Am nächsten Tag macht die Süddeutsche tatsächlich ernst und lässt TeilnehmerInnen an der Berliner Demo, die nicht mit „Extremisten gleichgesetzt werden“ wollen zu Wort kommen. (leider wieder kostenpflichtig: https://www.sueddeutsche.de/politik/berlin-demo-corona-extremisten-1.5021173?reduced=true)

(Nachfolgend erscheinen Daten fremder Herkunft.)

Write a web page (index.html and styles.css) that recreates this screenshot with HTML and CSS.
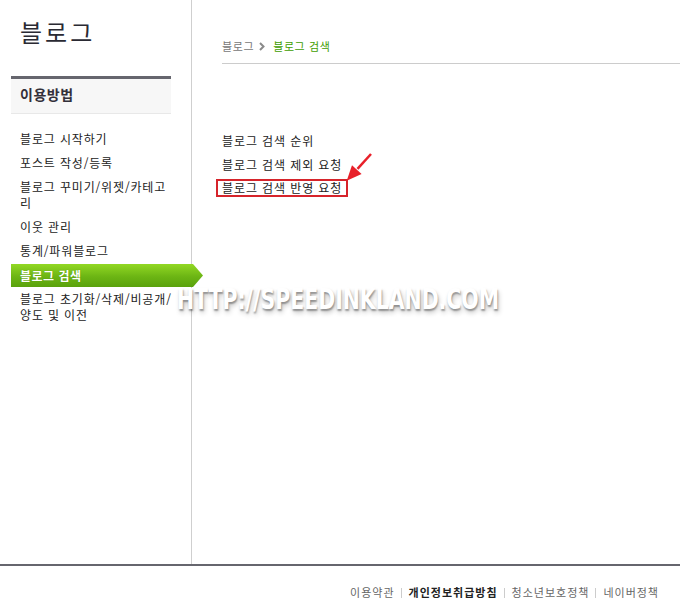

Und siehe da. Es sind gar nicht so wenige: „Die Süddeutsche Zeitung hat an dem Wochenende und den Tagen danach Hunderte Zuschriften von Teilnehmern der Demonstration und Kritikern der Corona-Politik bekommen. Manche waren rüde, gar diffamierend und bedrohlich im Ton, aber dies war eindeutig die Minderheit. Viele der Leser, die sich meldeten, waren vor allem irritiert, manche richtiggehend verärgert: ‚Wie kann man nur Menschen, die den gesunden Menschenverstand noch nicht abgelegt haben, die den Diskurs suchen, die sich nicht einfach Verordnungen – von wem auch immer und hauptsächlich zur Verstärkung von Angst – unterordnen, ohne je mit ihnen gesprochen [zu] haben, so behandeln?‘, fragte eine Leserin. Ein anderer sagt „Ich habe mit denen [das heißt: den Rechten] nichts zu tun. Ich werde aber nicht zu Hause bleiben, weil auf der Demo auch mal ein Reichsbürger ist.“ Ein dritter: „Es mag 10% Idioten ge(ge)ben haben bei dieser Demonstration. Diese aber als den größten Teil zu bezeichnen ist schlicht – eine Lüge.“

Mir tut es gut zu lesen: ich bin nicht so allein, wie man mir manchmal glauben machen wollte.